- _EXERCISE_
Look at the data below and print exactly the lines from its first line through the line with "2v4M10 14v4M2 10h4M14"; the pictures stay out of the copy.

- _RECORDED DATA_
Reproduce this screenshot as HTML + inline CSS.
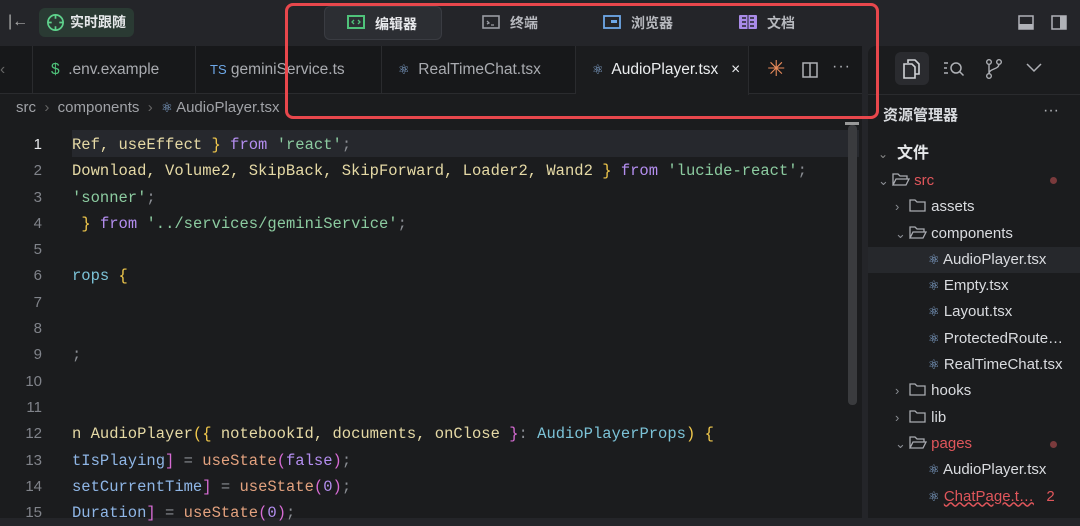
<!DOCTYPE html>
<html><head><meta charset="utf-8"><style>
*{margin:0;padding:0;box-sizing:border-box}
body{width:1080px;height:518px;overflow:hidden;background:#242529;font-family:"Liberation Sans","Noto Sans CJK SC",sans-serif;position:relative;color:#c9cbd0}
.abs{position:absolute}
.top{left:0;top:0;width:1080px;height:46px;background:#242529}
.follow{left:39px;top:8px;width:95px;height:29px;background:#2a3a33;border-radius:6px;color:#e6e8ea;font-size:14px;font-weight:bold;line-height:29px;padding-left:31px}
.seg{top:6px;height:34px;font-size:14px;line-height:34px;color:#b7b9be;font-weight:bold}
.seg.act{background:#2c2e33;border:1px solid #3a3c42;border-radius:6px;color:#e8e9ec}
.ed{left:0;top:46px;width:862px;height:472px;background:#1b1c1e;border-radius:0 8px 0 0}
.tabs{left:0;top:46px;width:862px;height:48px;background:#17181a;border-bottom:1px solid #2a2b2e}
.tab{top:46px;height:48px;line-height:48px;font-size:15.5px;color:#a9abb0;border-right:1px solid #2a2b2e}
.crumb{left:16px;top:99px;font-size:15px;color:#a0a2a7}
.code{font-family:"Liberation Mono",monospace;font-size:15.5px;white-space:pre}
.ln{left:0;width:42px;text-align:right;color:#80838a;font-size:15px;font-family:"Liberation Sans",sans-serif}
.y{color:#e5d9a5}.k{color:#b48ef0}.s{color:#8ccba0}.b{color:#f2c94c}.p{color:#8fb6e6}.o{color:#e3a27f}.c{color:#8a8d93}.m{color:#d66bd3}.t{color:#7cc3d8}
.side{left:868px;top:46px;width:212px;height:472px;background:#1b1c1e;border-radius:8px 0 0 0}
.tr{font-size:15px;color:#dadce0;height:26.3px;line-height:26.3px;white-space:nowrap}
.tr svg{vertical-align:-2px}
.red{color:#e0565b}
.ch{display:inline-block;width:14px;color:#8a8d93;font-size:13px}
</style></head><body>
<div class="abs top"></div>
<div class="abs" style="left:8px;top:13px;color:#aaa;font-size:16px">|←</div>
<div class="abs follow">实时跟随</div>
<svg class="abs" style="left:46px;top:13px" width="19" height="19" viewBox="0 0 20 20"><circle cx="10" cy="10" r="8" fill="none" stroke="#5fd28c" stroke-width="1.8"/><path d="M10 2v4M10 14v4M2 10h4M14 10h4" stroke="#5fd28c" stroke-width="1.8"/></svg>

<div class="abs seg act" style="left:324px;width:118px;padding-left:50px">编辑器</div>
<svg class="abs" style="left:347px;top:15px" width="18" height="14"><rect x="1" y="1" width="16" height="12" fill="none" stroke="#4fc27a" stroke-width="2"/><path d="M7 5l-2 2 2 2M11 5l2 2-2 2" stroke="#4fc27a" stroke-width="1.3" fill="none"/></svg>
<div class="abs seg" style="left:510px">终端</div>
<svg class="abs" style="left:482px;top:15px" width="18" height="14"><rect x="1" y="1" width="16" height="12" fill="none" stroke="#9a9ca3" stroke-width="1.6"/><path d="M5 6l2 2-2 1M9 10h3" stroke="#9a9ca3" stroke-width="1.3" fill="none"/></svg>
<div class="abs seg" style="left:631px">浏览器</div>
<svg class="abs" style="left:603px;top:15px" width="18" height="14"><rect x="1" y="1" width="16" height="12" fill="none" stroke="#6ea8e8" stroke-width="1.8"/><rect x="8" y="5" width="6" height="3" fill="#6ea8e8"/></svg>
<div class="abs seg" style="left:767px">文档</div>
<svg class="abs" style="left:739px;top:15px" width="18" height="14"><rect x="0" y="0" width="18" height="14" rx="1" fill="#a98be8"/><path d="M3 3h4M3 7h4M3 11h4M11 3h4M11 7h4M11 11h4" stroke="#242529" stroke-width="1.5"/><path d="M9 0v14" stroke="#242529"/></svg>
<svg class="abs" style="left:1018px;top:15px" width="16" height="15"><rect x="1" y="1" width="14" height="13" fill="none" stroke="#b0b2b7" stroke-width="1.5"/><rect x="1" y="9" width="14" height="5" fill="#b0b2b7"/></svg>
<svg class="abs" style="left:1051px;top:15px" width="16" height="15"><rect x="1" y="1" width="14" height="13" fill="none" stroke="#b0b2b7" stroke-width="1.5"/><rect x="9" y="1" width="6" height="13" fill="#b0b2b7"/></svg>

<div class="abs ed"></div>
<div class="abs tabs"></div>
<div class="abs tab" style="left:0;width:33px;color:#666">‹</div>
<div class="abs tab" style="left:33px;width:163px;padding-left:18px"><span style="color:#4fc27a">$</span>&nbsp; .env.example</div>
<div class="abs tab" style="left:196px;width:186px;padding-left:14px"><span style="color:#6ea8e8;font-size:13px">TS</span> geminiService.ts</div>
<div class="abs tab" style="left:382px;width:194px;padding-left:16px"><span class="p" style="font-size:13px">⚛</span>&nbsp; RealTimeChat.tsx</div>
<div class="abs tab" style="left:576px;width:173px;padding-left:16px;background:#1b1c1e;color:#eceef0;height:49px"><span class="p" style="font-size:13px">⚛</span>&nbsp; AudioPlayer.tsx&nbsp;&nbsp; ×</div>
<div class="abs" style="left:767px;top:58px;color:#e88a5a;font-size:22px;line-height:22px">✳</div>
<svg class="abs" style="left:802px;top:62px" width="16" height="16"><rect x="1" y="1" width="14" height="14" fill="none" stroke="#aeb0b5" stroke-width="1.5"/><path d="M8 1v14" stroke="#aeb0b5" stroke-width="1.5"/></svg>
<div class="abs" style="left:832px;top:58px;color:#aeb0b5;font-size:16px;letter-spacing:1px">···</div>

<div class="abs crumb">src &nbsp;<span style="color:#666">›</span>&nbsp; components &nbsp;<span style="color:#666">›</span>&nbsp; <span class="p" style="font-size:13px">⚛</span> AudioPlayer.tsx</div>

<div class="abs" style="left:72px;top:130px;width:787px;height:27px;background:#26282d"></div>
<div class="abs" style="left:848px;top:125px;width:9px;height:280px;background:#3a3b3e;border-radius:4px"></div>
<div class="abs" style="left:845px;top:122px;width:14px;height:3px;background:#999"></div>

<div class="abs code" style="left:72px;top:132px;line-height:26.3px"><span class="y">Ref, useEffect </span><span class="b">}</span> <span class="k">from</span> <span class="s">'react'</span><span class="c">;</span>
<span class="y">Download, Volume2, SkipBack, SkipForward, Loader2, Wand2 </span><span class="b">}</span> <span class="k">from</span> <span class="s">'lucide-react'</span><span class="c">;</span>
<span class="s">'sonner'</span><span class="c">;</span>
 <span class="b">}</span> <span class="k">from</span> <span class="s">'../services/geminiService'</span><span class="c">;</span>

<span class="t">rops</span> <span class="b">{</span>


<span class="c">;</span>


<span class="y">n AudioPlayer</span><span class="b">({</span> <span class="y">notebookId, documents, onClose</span> <span class="m">}</span><span class="c">:</span> <span class="t">AudioPlayerProps</span><span class="b">)</span> <span class="b">{</span>
<span class="p">tIsPlaying</span><span class="m">]</span> <span class="c">=</span> <span class="o">useState</span><span class="m">(</span><span class="k">false</span><span class="m">)</span><span class="c">;</span>
<span class="p">setCurrentTime</span><span class="m">]</span> <span class="c">=</span> <span class="o">useState</span><span class="m">(</span><span class="k">0</span><span class="m">)</span><span class="c">;</span>
<span class="p">Duration</span><span class="m">]</span> <span class="c">=</span> <span class="o">useState</span><span class="m">(</span><span class="k">0</span><span class="m">)</span><span class="c">;</span></div>
<div class="abs ln" style="top:132px;line-height:26.3px"><span style="color:#e8e9ec">1</span><br>2<br>3<br>4<br>5<br>6<br>7<br>8<br>9<br>10<br>11<br>12<br>13<br>14<br>15</div>

<div class="abs side"></div>
<div class="abs" style="left:895px;top:52px;width:34px;height:33px;background:#2a2b2f;border-radius:6px"></div>
<svg class="abs" style="left:903px;top:59px" width="18" height="20"><path d="M5 4V1h7l4 4v10h-4M1 5h8l3 3v11H1z" fill="none" stroke="#d0d2d6" stroke-width="1.6"/></svg>
<svg class="abs" style="left:943px;top:60px" width="22" height="18"><path d="M1 3h4M1 8h3M1 13h4" stroke="#aeb0b5" stroke-width="1.5"/><circle cx="13" cy="8" r="5" fill="none" stroke="#aeb0b5" stroke-width="1.5"/><path d="M16.5 11.5l4 4" stroke="#aeb0b5" stroke-width="1.5"/></svg>
<svg class="abs" style="left:985px;top:58px" width="18" height="22"><circle cx="4" cy="4" r="2.3" fill="none" stroke="#aeb0b5" stroke-width="1.4"/><circle cx="14" cy="4" r="2.3" fill="none" stroke="#aeb0b5" stroke-width="1.4"/><circle cx="4" cy="18" r="2.3" fill="none" stroke="#aeb0b5" stroke-width="1.4"/><path d="M4 6v10M14 6c0 6-10 4-10 10" stroke="#aeb0b5" stroke-width="1.4" fill="none"/></svg>
<svg class="abs" style="left:1026px;top:63px" width="16" height="10"><path d="M1 1l7 7 7-7" stroke="#aeb0b5" stroke-width="1.5" fill="none"/></svg>
<div class="abs" style="left:868px;top:94px;width:212px;height:1px;background:#2a2b2e"></div>
<div class="abs" style="left:883px;top:104px;font-size:15px;font-weight:bold;color:#dadce0">资源管理器</div>
<div class="abs" style="left:1043px;top:102px;color:#aeb0b5;font-size:16px">···</div>
<div class="abs" style="left:878px;top:139px;font-size:16px;font-weight:bold;color:#e6e8ea"><span style="color:#888;font-weight:normal;font-size:12px">⌄</span>&nbsp; 文件</div>
<div class="abs" style="left:868px;top:247px;width:212px;height:26px;background:#26282c"></div>
<div class="abs" style="left:1050px;top:177px;width:7px;height:7px;border-radius:50%;background:#7a3a3c"></div>
<div class="abs" style="left:1050px;top:441px;width:7px;height:7px;border-radius:50%;background:#7a3a3c"></div>
<div class="abs" style="left:878px;top:168px">
<div class="tr"><span class="ch">⌄</span><svg width="18" height="15"><path d="M1 13V2h5l2 2h7v3M1 13l3-6h13l-3 6z" fill="none" stroke="#a8aab0" stroke-width="1.3"/></svg> <span class="red">src</span></div>
<div class="tr" style="padding-left:17px"><span class="ch">›</span><svg width="18" height="15"><path d="M1 13V2h5l2 2h8v9z" fill="none" stroke="#a8aab0" stroke-width="1.3"/></svg> assets</div>
<div class="tr" style="padding-left:17px"><span class="ch">⌄</span><svg width="18" height="15"><path d="M1 13V2h5l2 2h7v3M1 13l3-6h13l-3 6z" fill="none" stroke="#a8aab0" stroke-width="1.3"/></svg> components</div>
<div class="tr" style="padding-left:50px"><span class="p" style="font-size:13px">⚛</span> AudioPlayer.tsx</div>
<div class="tr" style="padding-left:50px"><span class="p" style="font-size:13px">⚛</span> Empty.tsx</div>
<div class="tr" style="padding-left:50px"><span class="p" style="font-size:13px">⚛</span> Layout.tsx</div>
<div class="tr" style="padding-left:50px"><span class="p" style="font-size:13px">⚛</span> ProtectedRoute…</div>
<div class="tr" style="padding-left:50px"><span class="p" style="font-size:13px">⚛</span> RealTimeChat.tsx</div>
<div class="tr" style="padding-left:17px"><span class="ch">›</span><svg width="18" height="15"><path d="M1 13V2h5l2 2h8v9z" fill="none" stroke="#a8aab0" stroke-width="1.3"/></svg> hooks</div>
<div class="tr" style="padding-left:17px"><span class="ch">›</span><svg width="18" height="15"><path d="M1 13V2h5l2 2h8v9z" fill="none" stroke="#a8aab0" stroke-width="1.3"/></svg> lib</div>
<div class="tr" style="padding-left:17px"><span class="ch">⌄</span><svg width="18" height="15"><path d="M1 13V2h5l2 2h7v3M1 13l3-6h13l-3 6z" fill="none" stroke="#a8aab0" stroke-width="1.3"/></svg> <span class="red">pages</span></div>
<div class="tr" style="padding-left:50px"><span class="p" style="font-size:13px">⚛</span> AudioPlayer.tsx</div>
<div class="tr" style="padding-left:50px"><span class="p" style="font-size:13px">⚛</span> <span class="red" style="text-decoration:underline wavy #e0565b">ChatPage.t…</span> &nbsp;&nbsp;<span class="red">2</span></div>
</div>

<div class="abs" style="left:285px;top:3px;width:594px;height:116px;border:3px solid #e8474c;border-radius:8px"></div>
</body></html>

- _WORKED SOLUTION_
Reproduce this screenshot as HTML + inline CSS.
<!DOCTYPE html>
<html><head><meta charset="utf-8"><style>
*{margin:0;padding:0;box-sizing:border-box}
body{width:1080px;height:518px;overflow:hidden;background:#242529;font-family:"Liberation Sans","Noto Sans CJK SC",sans-serif;position:relative;color:#c9cbd0}
.abs{position:absolute}
.top{left:0;top:0;width:1080px;height:46px;background:#242529}
.follow{left:39px;top:8px;width:95px;height:29px;background:#2a3a33;border-radius:6px;color:#e6e8ea;font-size:14px;font-weight:bold;line-height:29px;padding-left:31px}
.seg{top:6px;height:34px;font-size:14px;line-height:34px;color:#b7b9be;font-weight:bold}
.seg.act{background:#2c2e33;border:1px solid #3a3c42;border-radius:6px;color:#e8e9ec}
.ed{left:0;top:46px;width:862px;height:472px;background:#1b1c1e;border-radius:0 8px 0 0}
.tabs{left:0;top:46px;width:862px;height:48px;background:#17181a;border-bottom:1px solid #2a2b2e}
.tab{top:46px;height:48px;line-height:48px;font-size:15.5px;color:#a9abb0;border-right:1px solid #2a2b2e}
.crumb{left:16px;top:99px;font-size:15px;color:#a0a2a7}
.code{font-family:"Liberation Mono",monospace;font-size:15.5px;white-space:pre}
.ln{left:0;width:42px;text-align:right;color:#80838a;font-size:15px;font-family:"Liberation Sans",sans-serif}
.y{color:#e5d9a5}.k{color:#b48ef0}.s{color:#8ccba0}.b{color:#f2c94c}.p{color:#8fb6e6}.o{color:#e3a27f}.c{color:#8a8d93}.m{color:#d66bd3}.t{color:#7cc3d8}
.side{left:868px;top:46px;width:212px;height:472px;background:#1b1c1e;border-radius:8px 0 0 0}
.tr{font-size:15px;color:#dadce0;height:26.3px;line-height:26.3px;white-space:nowrap}
.tr svg{vertical-align:-2px}
.red{color:#e0565b}
.ch{display:inline-block;width:14px;color:#8a8d93;font-size:13px}
</style></head><body>
<div class="abs top"></div>
<div class="abs" style="left:8px;top:13px;color:#aaa;font-size:16px">|←</div>
<div class="abs follow">实时跟随</div>
<svg class="abs" style="left:46px;top:13px" width="19" height="19" viewBox="0 0 20 20"><circle cx="10" cy="10" r="8" fill="none" stroke="#5fd28c" stroke-width="1.8"/><path d="M10 2v4M10 14v4M2 10h4M14 10h4" stroke="#5fd28c" stroke-width="1.8"/></svg>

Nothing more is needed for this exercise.